Altun: Kaosun kimseye faydası yok

Beşpeskopos Ateşyan’ın Ermenistan’daki açıklamalarının ardından Türkiyeli Ermeni toplumunun tanınan isimlerinden Dikran Altun Ermenistan’daki Şant tv’ye konuk oldu ve Ateşyan’ın sözlerini değerlendirdi. Altun bu yayına ilişkin Agos’un sorularını yanıtladı.

Sayın Dikran Altun, Başepiskopos Ateşyan Yerevan’da bazı açıklamalarda bulundu. Siz de Şant TV’de cevaben bir konuşma yaptınız. Niçin cevaplama ihtiyacı duydunuz ?

İki nedeni var. Birincisi, beyanatlarında doğruları söylemedi. İkincisi de bütün cemaatin kendi arkasında olduğunu ancak bazı cahillerin (‘dked’lerin) kendisine karşı olduklarını söyledi. Ben de kendimi o cahillerden birisi olarak kabul edip, alındığım için çıkıp konuşma gereğini hissettim.

Konuşmalarında sizce doğru olmayan sözler nelerdi?

İlk yanlışı kendisini halen patriklik genel vekili olarak görüp böyle lanse etmesi. Bir makamın vekilliği, o makamın sahibinin zaruretten makamında olamayacağından dolayı gündelik işlerin yürümesi amacıyla geçici bir süre vazifelerini devretmek için verilir. Genel vekil Ateşyan sırpazan da (doktorların tüm raporlarına rağmen) dokuz sene boyunca mucize beklentisini dillendirerek bu vazifede kaldı. Bundan sonraki süreç hepimizce iyi biliniyor. Biz sıradan cemaat üyeleri Türkiye’nin laik ve demokratik bir devlet olduğunu ve dini işlere karışmadığını biliyoruz. Vekil makamındaki  bir ruhani bizim kadim geleneklerimize ve kilise kaidelerine göre, Ruhani Meclis’in Karekin Bekçiyan sırpazanı değabah olarak tayin etmesini niçin bir devlet meselesi olarak tanımlamaktadır? Bu soruyu bizim değil Ateşyan sırpazanın cevaplaması gerekir.
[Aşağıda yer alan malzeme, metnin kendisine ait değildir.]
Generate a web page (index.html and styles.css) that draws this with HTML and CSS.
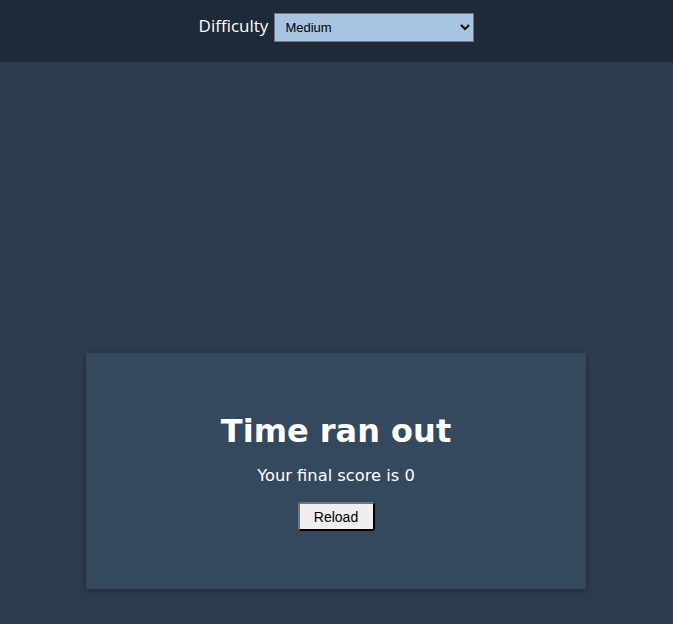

Hükümetimize de bu konuda söyleyecek fazla bir sözümüz yok zira Bu konuda yetkili makamlara yanıltıcı bilgiler verildiğini tahmin ediyorum.

Sayın Ateşyanın diğer bir yanlışı ise, Bekçiyan sırpazanın değabah görevinden ayrılması gerektiğini söylemesidir, halbuki kilise hukukunu bilen bir din adamı laik bir ülkede bu şekilde konuşmamalıdır. Zamanında kendisini işleri idare etmesi için vekil seçen Ruhani Meclis bugün de cemaati seçime götürsün diye Bekçiyan srpazanı değabah seçmiştir. Biz sıradan cemaat üyeleri ve bütün din adamlarının hep beraber Bekçiyan srpazanın etrafında birlik olup, kilisemizin ananelerine göre baskılara boyun eğmeden yan yana durmamız gerekir.

Bir yanlış anlamayı da düzeltmek isterim. ’Patrik Vekili’nin görevleri ile ‘değabah’ın görevleri ayrıdır. Patrik vekili, patriğin yokluğunda yapılması gereken işleri takip eder ancak cemaati seçime götürme yetkisi yoktur. Değabah ise cemaati seçime götürmek için oluşturulmuş bir makamdır. Değabah seçilen kişi cemaati seçime götürürken aynı zamanda patrik vekilinin de tüm sorumluluklarını üstlenir. Yani değabah seçildiğinde artık ikinci bir patrik vekilliği makamına ihtiyaç kalmaz.

Beşepiskopos Ateşyan’ın Ermenistan’da yaptığı konuşmaların amacı sizce nedir?

Konuşmalarından anladığım kadarıyla seçimle gelemeyeceğini anladı. Acaba devlete şirin gözükürsem belki beni atama ile patrik yaparlar diye mi beklemektedir? Şayet böyle bir niyet besliyorsa sonuç hüsran olur. Sırpazan hayr! Çocuklarımızın torunlarımızın gelecekleriyle oynamayalım, kaosun kimseye bir faydası yok. Şimdi önümüzde sizin de aday olacağınız bir seçim dönemi var. tüm adayların katılımıyla bize yakışır demokratik bir seçim yapalım. Halk kimi seçerse o dini önderimiz olacaktır. Başka yollara tevessül etmeye gerek yoktur.